I don't understand how to reconcile the behavior of all three of these in debian's bash 5.2.15(1):

$ bash -c $'trap \'echo hello;false\' USR1 && kill -s USR1 $$ && echo here $?'
hello
here 0
$ bash -c $'trap \'echo hello;false\' USR1 && kill -s USR1 9876543; echo here $?'
bash: line 1: kill: (9876543) - No such process
here 1
$ bash -c $'trap \'echo hello;false\' USR1 && kill -s USR1 $$ 9876543; echo here $?'
bash: line 1: kill: (9876543) - No such process
hello
here 0

1) The previous statement returns 0 but the trap handler returns 1, so the next statement sees zero. 2) The previous statement returns 1, the trap handler doesn't run, so the next statement sees 1. 3) The previous statement returns 1 and the trap handler returns 1, so the next statement sees zero...?

$ kill -s CONT $$ 9876543
bash: kill: (9876543) - No such process
$ echo $?
0

Ah. Bash's builtin kill doesn't return 1 unless it couldn't send ANY signals.

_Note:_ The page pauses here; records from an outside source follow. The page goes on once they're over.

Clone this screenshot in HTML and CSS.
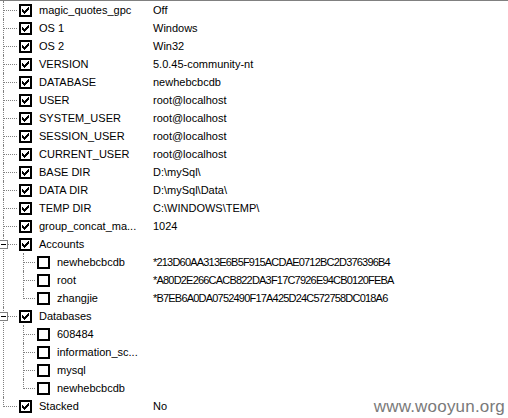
FILE: index.html
```html
<!DOCTYPE html>
<html>
<head>
<meta charset="utf-8">
<link rel="stylesheet" href="styles.css">
</head>
<body>
<div class="page">
  <ul class="tree">
    <li><div class="row"><span class="main"><span class="cb on"><svg viewBox="0 0 13 13"><path d="M9 3h1v1H9z M8 4h2v1H8z M3 5h1v1H3z M7 5h3v1H7z M3 6h2v1H3z M6 6h3v1H6z M3 7h5v1H3z M4 8h3v1H4z M5 9h1v1H5z"/></svg></span><span class="label">magic_quotes_gpc</span></span><span class="val">Off</span></div></li>
    <li><div class="row"><span class="main"><span class="cb on"><svg viewBox="0 0 13 13"><path d="M9 3h1v1H9z M8 4h2v1H8z M3 5h1v1H3z M7 5h3v1H7z M3 6h2v1H3z M6 6h3v1H6z M3 7h5v1H3z M4 8h3v1H4z M5 9h1v1H5z"/></svg></span><span class="label">OS 1</span></span><span class="val">Windows</span></div></li>
    <li><div class="row"><span class="main"><span class="cb on"><svg viewBox="0 0 13 13"><path d="M9 3h1v1H9z M8 4h2v1H8z M3 5h1v1H3z M7 5h3v1H7z M3 6h2v1H3z M6 6h3v1H6z M3 7h5v1H3z M4 8h3v1H4z M5 9h1v1H5z"/></svg></span><span class="label">OS 2</span></span><span class="val">Win32</span></div></li>
    <li><div class="row"><span class="main"><span class="cb on"><svg viewBox="0 0 13 13"><path d="M9 3h1v1H9z M8 4h2v1H8z M3 5h1v1H3z M7 5h3v1H7z M3 6h2v1H3z M6 6h3v1H6z M3 7h5v1H3z M4 8h3v1H4z M5 9h1v1H5z"/></svg></span><span class="label">VERSION</span></span><span class="val">5.0.45-community-nt</span></div></li>
    <li><div class="row"><span class="main"><span class="cb on"><svg viewBox="0 0 13 13"><path d="M9 3h1v1H9z M8 4h2v1H8z M3 5h1v1H3z M7 5h3v1H7z M3 6h2v1H3z M6 6h3v1H6z M3 7h5v1H3z M4 8h3v1H4z M5 9h1v1H5z"/></svg></span><span class="label">DATABASE</span></span><span class="val">newhebcbcdb</span></div></li>
    <li><div class="row"><span class="main"><span class="cb on"><svg viewBox="0 0 13 13"><path d="M9 3h1v1H9z M8 4h2v1H8z M3 5h1v1H3z M7 5h3v1H7z M3 6h2v1H3z M6 6h3v1H6z M3 7h5v1H3z M4 8h3v1H4z M5 9h1v1H5z"/></svg></span><span class="label">USER</span></span><span class="val">root@localhost</span></div></li>
    <li><div class="row"><span class="main"><span class="cb on"><svg viewBox="0 0 13 13"><path d="M9 3h1v1H9z M8 4h2v1H8z M3 5h1v1H3z M7 5h3v1H7z M3 6h2v1H3z M6 6h3v1H6z M3 7h5v1H3z M4 8h3v1H4z M5 9h1v1H5z"/></svg></span><span class="label">SYSTEM_USER</span></span><span class="val">root@localhost</span></div></li>
    <li><div class="row"><span class="main"><span class="cb on"><svg viewBox="0 0 13 13"><path d="M9 3h1v1H9z M8 4h2v1H8z M3 5h1v1H3z M7 5h3v1H7z M3 6h2v1H3z M6 6h3v1H6z M3 7h5v1H3z M4 8h3v1H4z M5 9h1v1H5z"/></svg></span><span class="label">SESSION_USER</span></span><span class="val">root@localhost</span></div></li>
    <li><div class="row"><span class="main"><span class="cb on"><svg viewBox="0 0 13 13"><path d="M9 3h1v1H9z M8 4h2v1H8z M3 5h1v1H3z M7 5h3v1H7z M3 6h2v1H3z M6 6h3v1H6z M3 7h5v1H3z M4 8h3v1H4z M5 9h1v1H5z"/></svg></span><span class="label">CURRENT_USER</span></span><span class="val">root@localhost</span></div></li>
    <li><div class="row"><span class="main"><span class="cb on"><svg viewBox="0 0 13 13"><path d="M9 3h1v1H9z M8 4h2v1H8z M3 5h1v1H3z M7 5h3v1H7z M3 6h2v1H3z M6 6h3v1H6z M3 7h5v1H3z M4 8h3v1H4z M5 9h1v1H5z"/></svg></span><span class="label">BASE DIR</span></span><span class="val">D:\mySql\</span></div></li>
    <li><div class="row"><span class="main"><span class="cb on"><svg viewBox="0 0 13 13"><path d="M9 3h1v1H9z M8 4h2v1H8z M3 5h1v1H3z M7 5h3v1H7z M3 6h2v1H3z M6 6h3v1H6z M3 7h5v1H3z M4 8h3v1H4z M5 9h1v1H5z"/></svg></span><span class="label">DATA DIR</span></span><span class="val">D:\mySql\Data\</span></div></li>
    <li><div class="row"><span class="main"><span class="cb on"><svg viewBox="0 0 13 13"><path d="M9 3h1v1H9z M8 4h2v1H8z M3 5h1v1H3z M7 5h3v1H7z M3 6h2v1H3z M6 6h3v1H6z M3 7h5v1H3z M4 8h3v1H4z M5 9h1v1H5z"/></svg></span><span class="label">TEMP DIR</span></span><span class="val">C:\WINDOWS\TEMP\</span></div></li>
    <li><div class="row"><span class="main"><span class="cb on"><svg viewBox="0 0 13 13"><path d="M9 3h1v1H9z M8 4h2v1H8z M3 5h1v1H3z M7 5h3v1H7z M3 6h2v1H3z M6 6h3v1H6z M3 7h5v1H3z M4 8h3v1H4z M5 9h1v1H5z"/></svg></span><span class="label">group_concat_ma...</span></span><span class="val">1024</span></div></li>
    <li class="parent"><span class="toggle"></span><div class="row"><span class="main"><span class="cb on"><svg viewBox="0 0 13 13"><path d="M9 3h1v1H9z M8 4h2v1H8z M3 5h1v1H3z M7 5h3v1H7z M3 6h2v1H3z M6 6h3v1H6z M3 7h5v1H3z M4 8h3v1H4z M5 9h1v1H5z"/></svg></span><span class="label">Accounts</span></span></div>
      <ul class="sub">
        <li><div class="row"><span class="main"><span class="cb"></span><span class="label">newhebcbcdb</span></span><span class="val hash">*213D60AA313E6B5F915ACDAE0712BC2D376396B4</span></div></li>
        <li><div class="row"><span class="main"><span class="cb"></span><span class="label">root</span></span><span class="val hash">*A80D2E266CACB822DA3F17C7926E94CB0120FEBA</span></div></li>
        <li><div class="row"><span class="main"><span class="cb"></span><span class="label">zhangjie</span></span><span class="val hash">*B7EB6A0DA0752490F17A425D24C572758DC018A6</span></div></li>
      </ul>
    </li>
    <li class="parent"><span class="toggle"></span><div class="row"><span class="main"><span class="cb on"><svg viewBox="0 0 13 13"><path d="M9 3h1v1H9z M8 4h2v1H8z M3 5h1v1H3z M7 5h3v1H7z M3 6h2v1H3z M6 6h3v1H6z M3 7h5v1H3z M4 8h3v1H4z M5 9h1v1H5z"/></svg></span><span class="label">Databases</span></span></div>
      <ul class="sub">
        <li><div class="row"><span class="main"><span class="cb"></span><span class="label">608484</span></span></div></li>
        <li><div class="row"><span class="main"><span class="cb"></span><span class="label">information_sc...</span></span></div></li>
        <li><div class="row"><span class="main"><span class="cb"></span><span class="label">mysql</span></span></div></li>
        <li><div class="row"><span class="main"><span class="cb"></span><span class="label">newhebcbcdb</span></span></div></li>
      </ul>
    </li>
    <li><div class="row"><span class="main"><span class="cb on"><svg viewBox="0 0 13 13"><path d="M9 3h1v1H9z M8 4h2v1H8z M3 5h1v1H3z M7 5h3v1H7z M3 6h2v1H3z M6 6h3v1H6z M3 7h5v1H3z M4 8h3v1H4z M5 9h1v1H5z"/></svg></span><span class="label">Stacked</span></span><span class="val">No</span></div></li>
  </ul>
  <div class="watermark">www.wooyun.org</div>
</div>
</body>
</html>
```

FILE: styles.css
```css
* { box-sizing: border-box; }
html, body {
  margin: 0;
  padding: 0;
  background: #fff;
}
.page {
  position: relative;
  width: 508px;
  height: 418px;
  overflow: hidden;
  border-top: 1px solid #808080;
  font-family: "Liberation Sans", Arial, sans-serif;
  font-size: 11px;
  color: #000;
}
ul {
  list-style: none;
  margin: 0;
  padding: 0;
}
li {
  position: relative;
}
.row {
  display: flex;
  align-items: center;
  height: 18px;
  white-space: nowrap;
}
.main {
  display: flex;
  align-items: center;
  width: 153px;
  flex: none;
  padding-left: 19px;
}
.sub .main {
  padding-left: 37px;
}
.label {
  margin-left: 7px;
}
.val {
  flex: none;
}
.hash {
  letter-spacing: -0.8px;
}
.cb {
  width: 13px;
  height: 13px;
  flex: none;
  border: 2px solid #000;
  background: #fff;
  position: relative;
}
.cb svg {
  position: absolute;
  left: -2px;
  top: -2px;
  width: 13px;
  height: 13px;
  shape-rendering: crispEdges;
  fill: #000;
}
/* tree lines */
.tree > li::before,
.sub > li::before {
  content: "";
  position: absolute;
  top: 9px;
  height: 0;
  border-top: 1px dotted #808080;
}
.tree > li::after,
.sub > li::after {
  content: "";
  position: absolute;
  top: 0;
  bottom: 0;
  width: 0;
  border-left: 1px dotted #808080;
}
.tree > li::before { left: 4px; width: 13px; }
.tree > li::after { left: 3px; }
.sub > li::before { left: 24px; width: 11px; }
.sub > li::after { left: 23px; }
.tree > li:last-child::after,
.sub > li:last-child::after {
  bottom: auto;
  height: 10px;
}
.toggle {
  position: absolute;
  left: -1px;
  top: 5px;
  width: 9px;
  height: 9px;
  border: 1px solid #808080;
  background: #fff;
  z-index: 1;
}
.toggle::after {
  content: "";
  position: absolute;
  left: 1px;
  top: 3px;
  width: 5px;
  height: 1px;
  background: #000;
}
.watermark {
  position: absolute;
  right: 3px;
  bottom: 1px;
  font-family: "Liberation Sans", Arial, sans-serif;
  font-size: 17px;
  color: #7a7a7a;
  letter-spacing: 0.2px;
}
```
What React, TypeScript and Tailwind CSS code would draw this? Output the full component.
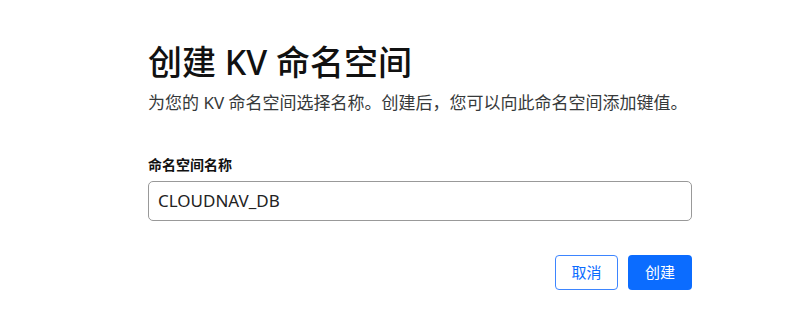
import React from "react";

export default function App() {
  return (
    <div
      className="w-[800px] h-[333px] bg-white"
      style={{ fontFamily: '"Noto Sans", "Noto Sans CJK SC", sans-serif' }}
    >
      <div className="ml-[148px] w-[544px] pt-[40px]">
        <h1 className="text-[34px] leading-[44px] text-[#111] font-medium">
          创建 KV 命名空间
        </h1>
        <p className="mt-[7px] text-[17px] leading-[24px] text-[#36393a]">
          为您的 KV 命名空间选择名称。创建后，您可以向此命名空间添加键值。
        </p>
        <label className="block mt-[40px] text-[14px] leading-[20px] font-bold text-[#111]">
          命名空间名称
        </label>
        <div className="mt-[6px] h-[40px] w-[544px] rounded-[5px] border border-[#999] flex items-center px-[9px] text-[17px] text-[#222]">
          CLOUDNAV_DB
        </div>
        <div className="mt-[34px] flex justify-end gap-[10px]">
          <button className="h-[35px] w-[63px] rounded-[4px] border border-[#3d85ff] bg-white text-[#0b6cff] text-[15px]">
            取消
          </button>
          <button className="h-[35px] w-[64px] rounded-[4px] bg-[#0b6cff] text-white text-[15px]">
            创建
          </button>
        </div>
      </div>
    </div>
  );
}
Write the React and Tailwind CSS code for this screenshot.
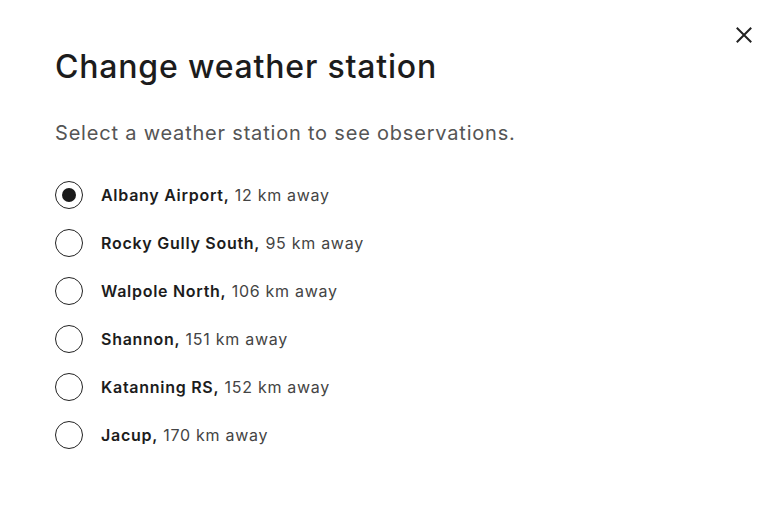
import { useState } from "react"

const stations = [
  { name: "Albany Airport", distance: 12 },
  { name: "Rocky Gully South", distance: 95 },
  { name: "Walpole North", distance: 106 },
  { name: "Shannon", distance: 151 },
  { name: "Katanning RS", distance: 152 },
  { name: "Jacup", distance: 170 },
]

function App() {
  const [selected, setSelected] = useState("Albany Airport")

  return (
    <div
      className="relative w-[778px] h-[505px] bg-white text-[#1a1a1a]"
      style={{ fontFamily: "Inter, 'Noto Sans', sans-serif" }}
    >
      {/* Close button */}
      <button className="absolute right-[24px] top-[25px] w-[20px] h-[20px] flex items-center justify-center text-[#222]">
        <svg width="18" height="18" viewBox="0 0 18 18" fill="none" stroke="currentColor" strokeWidth="2" strokeLinecap="square">
          <path d="M2.5 2.5l13 13M15.5 2.5l-13 13" />
        </svg>
      </button>

      <div className="pl-[55px] pt-[47px]">
        <h2 className="text-[32px] leading-[40px] font-medium tracking-[0.025em] text-[#1c1c1c]">
          Change weather station
        </h2>
        <p className="mt-[32px] text-[20px] leading-[28px] tracking-[0.04em] text-[#555]">
          Select a weather station to see observations.
        </p>

        <div className="mt-[34px] flex flex-col gap-[20px]">
          {stations.map((s) => (
            <label
              key={s.name}
              className="flex items-center gap-[18px] h-[28px] cursor-pointer"
              onClick={() => setSelected(s.name)}
            >
              <span className="w-[28px] h-[28px] rounded-full border-[1.5px] border-[#222] flex items-center justify-center">
                {selected === s.name && (
                  <span className="w-[14px] h-[14px] rounded-full bg-[#1a1a1a]" />
                )}
              </span>
              <span className="text-[16px] tracking-[0.045em] text-[#444]">
                <span className="font-semibold text-[#1c1c1c]">{s.name},</span>{" "}
                {s.distance} km away
              </span>
            </label>
          ))}
        </div>
      </div>
    </div>
  )
}

export default App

$ bash -c $'trap \'echo hello;false\' USR1 && /bin/kill -s USR1 $$ 9876543; echo here $?'
/bin/kill: (9876543): No such process
hello
here 1
$ bash -c $'trap \'echo hello\' USR1 && /bin/kill -s USR1 $$ 9876543; echo here $?'
/bin/kill: (9876543): No such process
hello
here 1

Ok, so bash's trap handler discards the return code and preserves the earlier value, and my confusion was that bash's "kill" command returns 0 for some errors.